Wednesday, Jul 26, 2006

Part of the success of the Us Weekly and InStyle formula rested initially in their ability to merge the functions of a celebrity gossip magazine with those of beauty and fashion magazines: Service pieces about makeup and whatnot would be enlivened by the presence of a celebrity endorsing one product or another, while simultaneously promoting the celebrity’s own career, her own notoriety. But that formula may be in danger of exhausting itself, as the reciprocal promotions taking place are starting to become unbalanced.
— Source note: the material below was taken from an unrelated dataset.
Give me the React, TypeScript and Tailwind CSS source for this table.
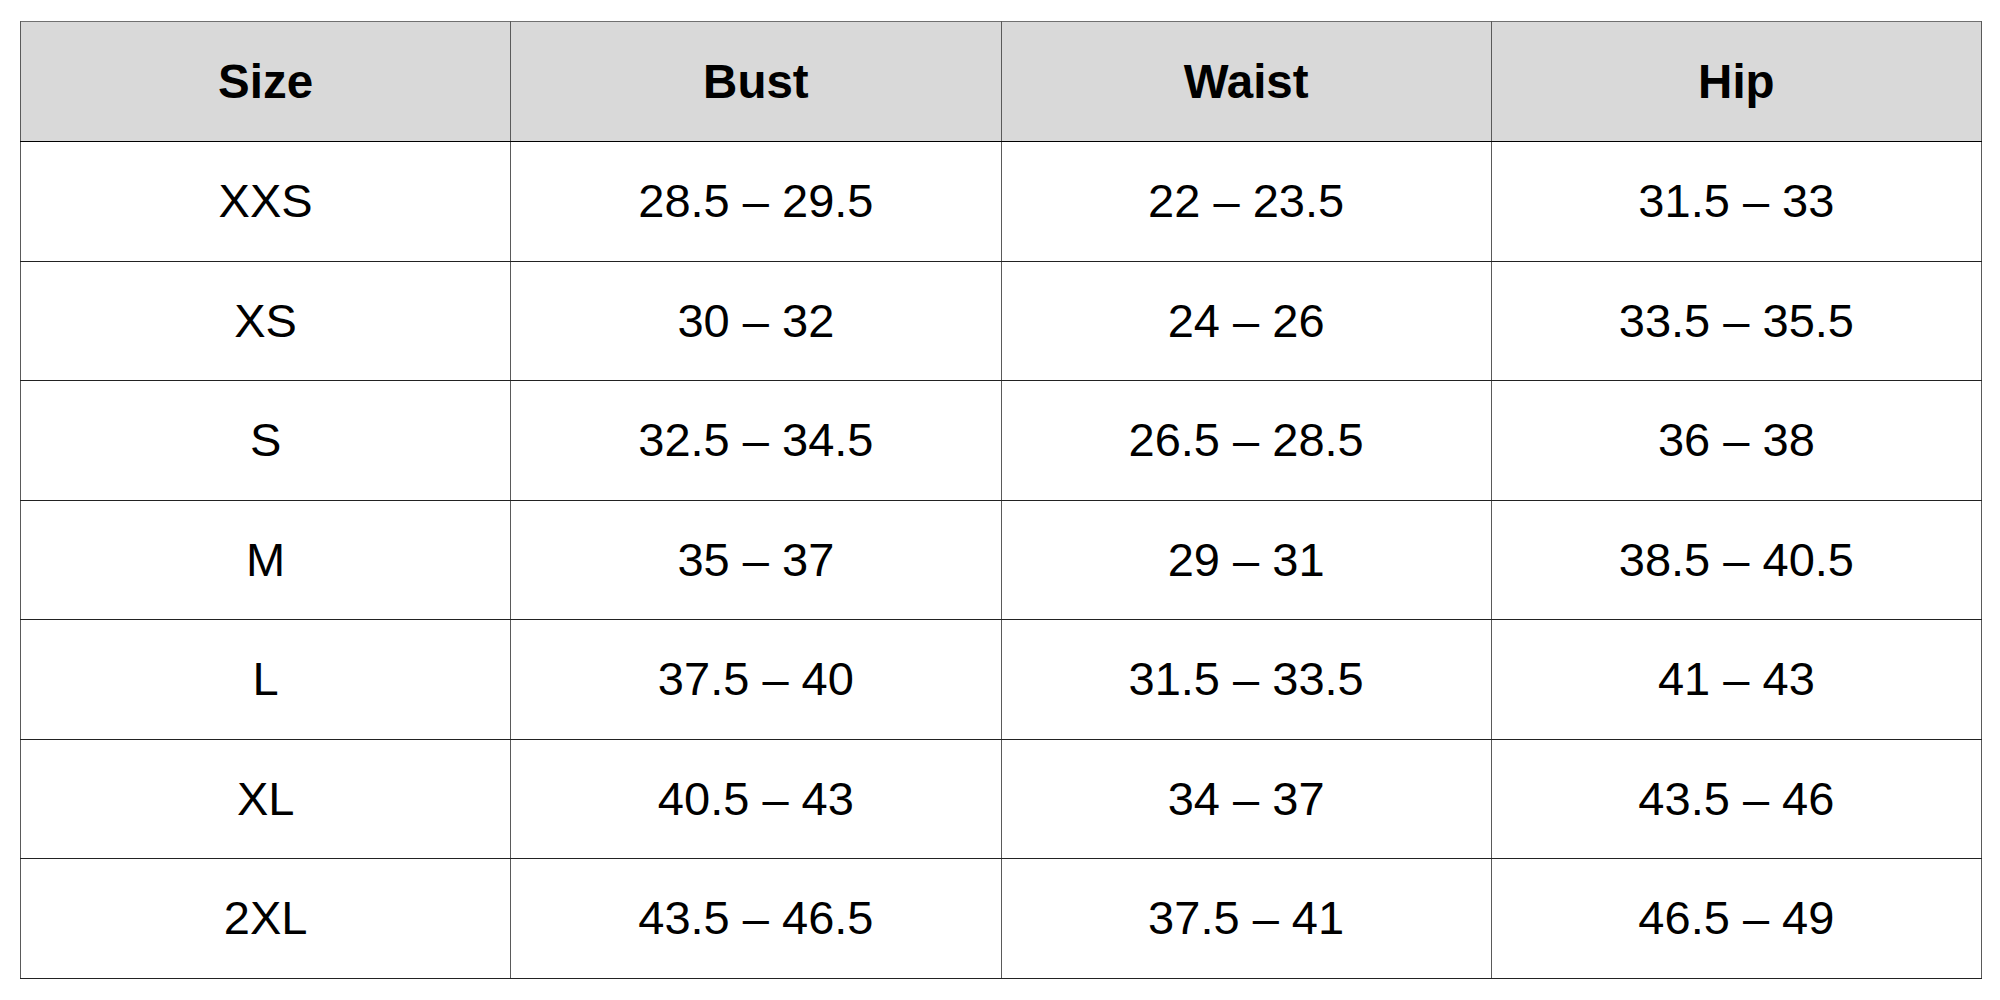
import React from 'react'

const rows = [
  ['XXS', '28.5 – 29.5', '22 – 23.5', '31.5 – 33'],
  ['XS', '30 – 32', '24 – 26', '33.5 – 35.5'],
  ['S', '32.5 – 34.5', '26.5 – 28.5', '36 – 38'],
  ['M', '35 – 37', '29 – 31', '38.5 – 40.5'],
  ['L', '37.5 – 40', '31.5 – 33.5', '41 – 43'],
  ['XL', '40.5 – 43', '34 – 37', '43.5 – 46'],
  ['2XL', '43.5 – 46.5', '37.5 – 41', '46.5 – 49'],
]

const headers = ['Size', 'Bust', 'Waist', 'Hip']

const App: React.FC = () => {
  return (
    <div className="w-[2000px] h-[1000px] bg-white pt-[21px] pl-[20px] font-['Liberation_Sans',Arial,sans-serif] text-black">
      <table className="w-[1962px] table-fixed border-collapse border-[1.5px] border-[#707070]">
        <thead>
          <tr className="h-[120px] bg-[#d9d9d9]">
            {headers.map((h) => (
              <th key={h} className="border-x-[1.5px] border-b border-x-[#5a5a5a] border-b-black text-[47.5px] font-bold text-center align-middle p-0">
                {h}
              </th>
            ))}
          </tr>
        </thead>
        <tbody>
          {rows.map((row) => (
            <tr key={row[0]} className="h-[119.5px]">
              {row.map((cell, i) => (
                <td key={i} className="border-x-[1.5px] border-b border-x-[#5a5a5a] border-b-[#222] text-[47px] text-center align-middle p-0">
                  {cell}
                </td>
              ))}
            </tr>
          ))}
        </tbody>
      </table>
    </div>
  )
}

export default App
According to this Wall Street Journal piece, celebrities are out and supermodels are back in for the latest slew of fashion advertisments. “The pendulum’s swing back to models reflects what some fashion marketers are calling “celebrity fatigue”: A-list entertainers are so overexposed that ‘there is a major lack of trust,’ says Milton Pedraza, chief executive of the Luxury Institute, a New York consulting firm.” (The Luxury Institute? That’s probably not a bad place to work.) This risible statement presupposes that (a) supermodels are not overexposed and (b) people once “trusted” celebrities who endorsed luxury products, as though they weren’t doing it for the money. It’s not as if people are out there thinking: “Hmm, if that Jessica Simpson likes Pizza Hut, maybe I should give it a try; her opinion on such things seems pretty trustworthy.” Trust wouldn’t seem to enter into this transaction; it’s just that some celebrities have enough glamorous status that the brightness of their star power blinds consumers to their motives and allows their association with the advertised product go unquestioned. And overexposure doesn’t compromise trust at all; it just reduces the star’s luster so that one focuses on the celebrity’s greed and vanity rather than dreaming about the product making one as glamorous and exalted. Once stars are “just like us” they can’t serve as signals of exclusivity.


No one thinks models are just like us. In fact, they seem inseparable from the product of fashion itself. One of the article’s sources attempts a defense of the models’ special talents: “They’re professionally trained to be photographed incredibly well,” a modeling agency VP claims, “They know which camera angles work.” I’m sure that’s a rare gift, and I’m sure the training is rigorous and uncompromising—“No, you must stare off into space as though you are seeing nothing, nothing. Do you see it?”—but I have a hard time believing that has anything to do with this. A much better explanation is probably that they are cheaper to use, and carry less extracurricular baggage (amazingly, this is alleged to be true even of Kate Moss). “Style experts say that models may convey more fashion gravitas and sophistication than screen actresses. ‘They’re specifically related to fashion,’ says Sally Singer, fashion news features director at Vogue.” Fashion gravitas equates to the model’s ability to be indistinguishable from the product, to be a product herself rather than a personality in her own right. Fashion gravitas is a kind of imposed amnesia: It’s a matter of taking the posture being advertised with the utmost seriousness, as if no other definitions of style have ever existed, and having no agenda of one’s own in promoting it.  ” ‘We’re seeing a return to the focus on the product rather than just the image,’ says David Wolfe, a New York fashion consultant and creative director of the Doneger Group. ‘People have decided that when they buy the image they are not really getting anything.’ ” Now, no one thinks that’s true; if consumers were no longer content to consume images, fashion magazines and the fashion industry would be in great danger of folding altogether. The industry consists of little more than images, and the attitudes and whims they are essential to establishing. What you expect to get when you consume fashion is a moment’s respite from the ever-mounting insecurity that the world is passing you by. For a moment you feel ahead of the curve. Celebrities, apparently, have fallen behind it. But the substantiality, the use value, of the product is never in question; everyone knows there is none.